--- start of Dataset extract ---

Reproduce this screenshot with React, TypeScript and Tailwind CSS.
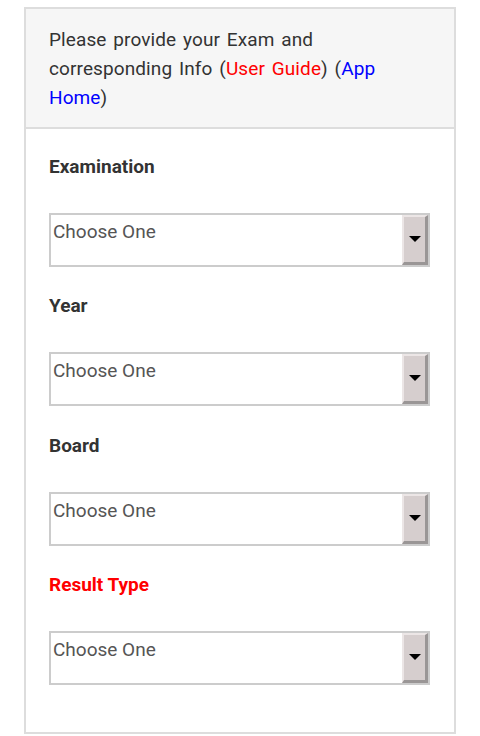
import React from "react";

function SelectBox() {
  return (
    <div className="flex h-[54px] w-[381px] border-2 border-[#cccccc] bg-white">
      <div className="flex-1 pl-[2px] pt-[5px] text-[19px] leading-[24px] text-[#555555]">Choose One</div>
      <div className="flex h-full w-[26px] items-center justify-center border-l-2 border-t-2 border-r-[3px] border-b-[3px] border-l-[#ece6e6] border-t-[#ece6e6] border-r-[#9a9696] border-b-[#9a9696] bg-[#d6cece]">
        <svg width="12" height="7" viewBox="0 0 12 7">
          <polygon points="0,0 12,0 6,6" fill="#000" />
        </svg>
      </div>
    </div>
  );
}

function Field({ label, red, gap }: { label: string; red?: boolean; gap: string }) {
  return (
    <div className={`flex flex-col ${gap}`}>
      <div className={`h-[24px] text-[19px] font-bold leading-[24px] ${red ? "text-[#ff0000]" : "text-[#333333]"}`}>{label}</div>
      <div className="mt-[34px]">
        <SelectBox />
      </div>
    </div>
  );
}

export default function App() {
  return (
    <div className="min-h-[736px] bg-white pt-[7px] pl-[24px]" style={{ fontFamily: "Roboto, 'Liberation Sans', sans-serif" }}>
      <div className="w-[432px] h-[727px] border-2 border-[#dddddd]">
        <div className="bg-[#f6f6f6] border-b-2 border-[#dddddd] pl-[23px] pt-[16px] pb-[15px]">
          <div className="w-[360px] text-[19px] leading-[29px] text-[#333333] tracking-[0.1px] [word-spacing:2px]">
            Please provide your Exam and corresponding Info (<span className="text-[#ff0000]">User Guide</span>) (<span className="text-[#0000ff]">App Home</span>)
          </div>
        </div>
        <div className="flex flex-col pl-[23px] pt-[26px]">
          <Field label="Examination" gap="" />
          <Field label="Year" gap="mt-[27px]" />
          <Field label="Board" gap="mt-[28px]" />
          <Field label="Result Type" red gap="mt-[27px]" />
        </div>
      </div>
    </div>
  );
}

--- end of Dataset extract ---
--- start of Dataset extract ---

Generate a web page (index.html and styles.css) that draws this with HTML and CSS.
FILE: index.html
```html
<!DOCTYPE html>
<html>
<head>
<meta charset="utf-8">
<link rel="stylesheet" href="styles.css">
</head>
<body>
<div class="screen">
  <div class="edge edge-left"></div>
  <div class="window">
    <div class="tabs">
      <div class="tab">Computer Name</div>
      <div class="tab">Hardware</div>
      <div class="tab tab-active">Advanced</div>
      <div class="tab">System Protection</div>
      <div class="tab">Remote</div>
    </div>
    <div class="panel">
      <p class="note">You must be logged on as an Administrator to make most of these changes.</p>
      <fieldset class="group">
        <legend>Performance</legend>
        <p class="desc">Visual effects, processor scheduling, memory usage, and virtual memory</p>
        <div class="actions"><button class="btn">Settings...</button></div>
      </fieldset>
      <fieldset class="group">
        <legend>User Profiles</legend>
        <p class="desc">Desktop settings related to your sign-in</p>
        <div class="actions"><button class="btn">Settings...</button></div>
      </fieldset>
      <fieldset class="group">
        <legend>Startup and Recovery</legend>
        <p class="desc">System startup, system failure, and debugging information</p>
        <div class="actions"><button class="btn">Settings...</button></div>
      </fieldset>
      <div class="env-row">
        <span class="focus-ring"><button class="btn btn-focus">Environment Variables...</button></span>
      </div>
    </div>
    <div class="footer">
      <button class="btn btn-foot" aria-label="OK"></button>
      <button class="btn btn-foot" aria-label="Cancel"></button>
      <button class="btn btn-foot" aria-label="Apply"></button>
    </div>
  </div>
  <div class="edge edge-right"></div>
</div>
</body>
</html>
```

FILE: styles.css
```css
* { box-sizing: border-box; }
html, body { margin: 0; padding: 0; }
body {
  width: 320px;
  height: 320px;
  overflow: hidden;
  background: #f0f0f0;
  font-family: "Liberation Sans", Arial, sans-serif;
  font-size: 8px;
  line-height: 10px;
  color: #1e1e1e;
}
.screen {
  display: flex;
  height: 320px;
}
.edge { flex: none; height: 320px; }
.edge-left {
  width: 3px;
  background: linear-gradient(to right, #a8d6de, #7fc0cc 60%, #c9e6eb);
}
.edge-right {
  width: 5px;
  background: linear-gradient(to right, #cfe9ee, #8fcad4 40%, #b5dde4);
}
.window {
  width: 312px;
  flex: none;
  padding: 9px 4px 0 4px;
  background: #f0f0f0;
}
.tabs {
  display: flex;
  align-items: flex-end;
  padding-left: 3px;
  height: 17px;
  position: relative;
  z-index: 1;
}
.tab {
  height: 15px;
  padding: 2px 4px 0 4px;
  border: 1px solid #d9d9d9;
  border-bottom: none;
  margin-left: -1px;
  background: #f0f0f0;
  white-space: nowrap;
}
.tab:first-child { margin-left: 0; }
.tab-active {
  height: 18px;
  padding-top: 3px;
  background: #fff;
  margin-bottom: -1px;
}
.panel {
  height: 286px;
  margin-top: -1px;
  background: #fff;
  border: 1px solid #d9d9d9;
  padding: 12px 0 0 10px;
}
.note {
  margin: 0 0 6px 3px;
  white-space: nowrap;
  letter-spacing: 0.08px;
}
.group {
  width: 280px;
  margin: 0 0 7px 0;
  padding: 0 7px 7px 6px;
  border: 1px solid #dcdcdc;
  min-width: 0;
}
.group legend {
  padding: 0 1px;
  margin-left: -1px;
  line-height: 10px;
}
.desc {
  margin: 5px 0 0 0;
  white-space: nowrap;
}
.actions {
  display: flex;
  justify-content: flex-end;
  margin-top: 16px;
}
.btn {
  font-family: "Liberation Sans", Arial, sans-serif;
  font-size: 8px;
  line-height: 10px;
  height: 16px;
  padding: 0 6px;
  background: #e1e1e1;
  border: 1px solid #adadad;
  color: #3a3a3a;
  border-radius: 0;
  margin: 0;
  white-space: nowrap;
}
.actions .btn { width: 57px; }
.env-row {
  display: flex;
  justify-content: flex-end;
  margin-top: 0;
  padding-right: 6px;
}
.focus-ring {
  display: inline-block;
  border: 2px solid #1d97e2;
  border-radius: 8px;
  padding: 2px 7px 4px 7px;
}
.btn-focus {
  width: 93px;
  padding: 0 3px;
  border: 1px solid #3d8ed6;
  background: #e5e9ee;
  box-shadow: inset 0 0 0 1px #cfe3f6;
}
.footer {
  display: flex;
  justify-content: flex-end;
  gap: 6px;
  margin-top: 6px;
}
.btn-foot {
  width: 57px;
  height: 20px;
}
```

--- end of Dataset extract ---

- _Given request_
Write only the number of lines that include "index".

- _Solution to the exercise_
3